# Start of DATASET EXTRACT

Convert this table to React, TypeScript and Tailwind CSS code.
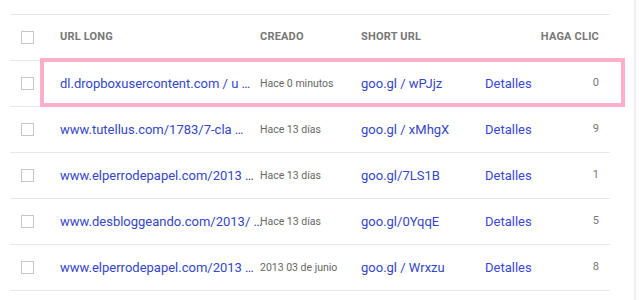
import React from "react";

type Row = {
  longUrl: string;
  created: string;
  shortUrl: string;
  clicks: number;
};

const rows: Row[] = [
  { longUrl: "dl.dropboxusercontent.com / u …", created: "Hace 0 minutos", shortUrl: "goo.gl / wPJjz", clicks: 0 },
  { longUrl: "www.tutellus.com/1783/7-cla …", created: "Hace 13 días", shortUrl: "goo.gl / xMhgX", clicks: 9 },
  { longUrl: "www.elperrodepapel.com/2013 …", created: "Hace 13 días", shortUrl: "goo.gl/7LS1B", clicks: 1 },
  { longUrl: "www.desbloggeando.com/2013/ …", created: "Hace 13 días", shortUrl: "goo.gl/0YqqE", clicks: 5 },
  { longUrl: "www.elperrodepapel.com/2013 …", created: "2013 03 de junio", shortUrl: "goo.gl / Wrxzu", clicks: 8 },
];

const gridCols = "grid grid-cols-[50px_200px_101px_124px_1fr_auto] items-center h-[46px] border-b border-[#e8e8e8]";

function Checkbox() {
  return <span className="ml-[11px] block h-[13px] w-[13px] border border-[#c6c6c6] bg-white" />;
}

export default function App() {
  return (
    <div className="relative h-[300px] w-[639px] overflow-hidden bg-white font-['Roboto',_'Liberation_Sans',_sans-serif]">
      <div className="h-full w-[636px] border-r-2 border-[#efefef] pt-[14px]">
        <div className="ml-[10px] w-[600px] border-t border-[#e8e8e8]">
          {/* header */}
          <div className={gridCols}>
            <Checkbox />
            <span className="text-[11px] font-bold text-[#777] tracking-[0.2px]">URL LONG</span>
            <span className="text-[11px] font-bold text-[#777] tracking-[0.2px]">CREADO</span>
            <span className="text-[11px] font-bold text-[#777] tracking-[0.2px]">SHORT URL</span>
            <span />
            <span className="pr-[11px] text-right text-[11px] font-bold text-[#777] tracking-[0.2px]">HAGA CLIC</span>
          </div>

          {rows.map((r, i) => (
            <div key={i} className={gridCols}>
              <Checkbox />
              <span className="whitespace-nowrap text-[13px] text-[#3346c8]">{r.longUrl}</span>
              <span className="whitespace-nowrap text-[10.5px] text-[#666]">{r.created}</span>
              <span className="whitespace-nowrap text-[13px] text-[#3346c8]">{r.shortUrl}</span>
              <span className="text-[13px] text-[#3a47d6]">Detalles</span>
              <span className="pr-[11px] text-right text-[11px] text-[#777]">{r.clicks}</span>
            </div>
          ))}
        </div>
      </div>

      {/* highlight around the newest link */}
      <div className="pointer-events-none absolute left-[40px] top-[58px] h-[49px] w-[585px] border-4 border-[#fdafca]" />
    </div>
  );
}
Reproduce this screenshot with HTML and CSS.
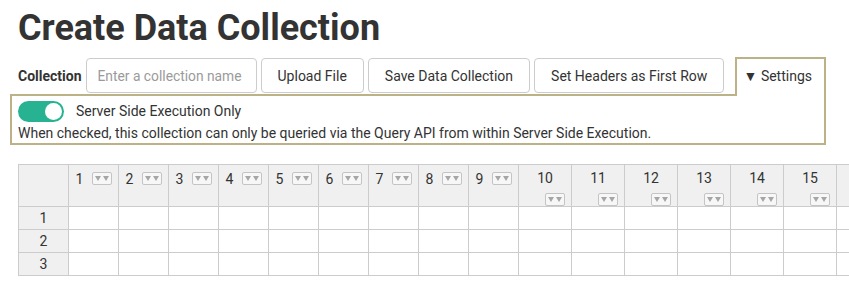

# End of DATASET EXTRACT

TASK REQUIREMENTS: Would you set down the listing exactly, omitting pictures?

SOLUTION TO THIS EXERCISE:
Convert this table to React, TypeScript and Tailwind CSS code.
import React from "react";

type Row = {
  longUrl: string;
  created: string;
  shortUrl: string;
  clicks: number;
};

const rows: Row[] = [
  { longUrl: "dl.dropboxusercontent.com / u …", created: "Hace 0 minutos", shortUrl: "goo.gl / wPJjz", clicks: 0 },
  { longUrl: "www.tutellus.com/1783/7-cla …", created: "Hace 13 días", shortUrl: "goo.gl / xMhgX", clicks: 9 },
  { longUrl: "www.elperrodepapel.com/2013 …", created: "Hace 13 días", shortUrl: "goo.gl/7LS1B", clicks: 1 },
  { longUrl: "www.desbloggeando.com/2013/ …", created: "Hace 13 días", shortUrl: "goo.gl/0YqqE", clicks: 5 },
  { longUrl: "www.elperrodepapel.com/2013 …", created: "2013 03 de junio", shortUrl: "goo.gl / Wrxzu", clicks: 8 },
];

const gridCols = "grid grid-cols-[50px_200px_101px_124px_1fr_auto] items-center h-[46px] border-b border-[#e8e8e8]";

function Checkbox() {
  return <span className="ml-[11px] block h-[13px] w-[13px] border border-[#c6c6c6] bg-white" />;
}

export default function App() {
  return (
    <div className="relative h-[300px] w-[639px] overflow-hidden bg-white font-['Roboto',_'Liberation_Sans',_sans-serif]">
      <div className="h-full w-[636px] border-r-2 border-[#efefef] pt-[14px]">
        <div className="ml-[10px] w-[600px] border-t border-[#e8e8e8]">
          {/* header */}
          <div className={gridCols}>
            <Checkbox />
            <span className="text-[11px] font-bold text-[#777] tracking-[0.2px]">URL LONG</span>
            <span className="text-[11px] font-bold text-[#777] tracking-[0.2px]">CREADO</span>
            <span className="text-[11px] font-bold text-[#777] tracking-[0.2px]">SHORT URL</span>
            <span />
            <span className="pr-[11px] text-right text-[11px] font-bold text-[#777] tracking-[0.2px]">HAGA CLIC</span>
          </div>

          {rows.map((r, i) => (
            <div key={i} className={gridCols}>
              <Checkbox />
              <span className="whitespace-nowrap text-[13px] text-[#3346c8]">{r.longUrl}</span>
              <span className="whitespace-nowrap text-[10.5px] text-[#666]">{r.created}</span>
              <span className="whitespace-nowrap text-[13px] text-[#3346c8]">{r.shortUrl}</span>
              <span className="text-[13px] text-[#3a47d6]">Detalles</span>
              <span className="pr-[11px] text-right text-[11px] text-[#777]">{r.clicks}</span>
            </div>
          ))}
        </div>
      </div>

      {/* highlight around the newest link */}
      <div className="pointer-events-none absolute left-[40px] top-[58px] h-[49px] w-[585px] border-4 border-[#fdafca]" />
    </div>
  );
}
Reproduce this screenshot with HTML and CSS.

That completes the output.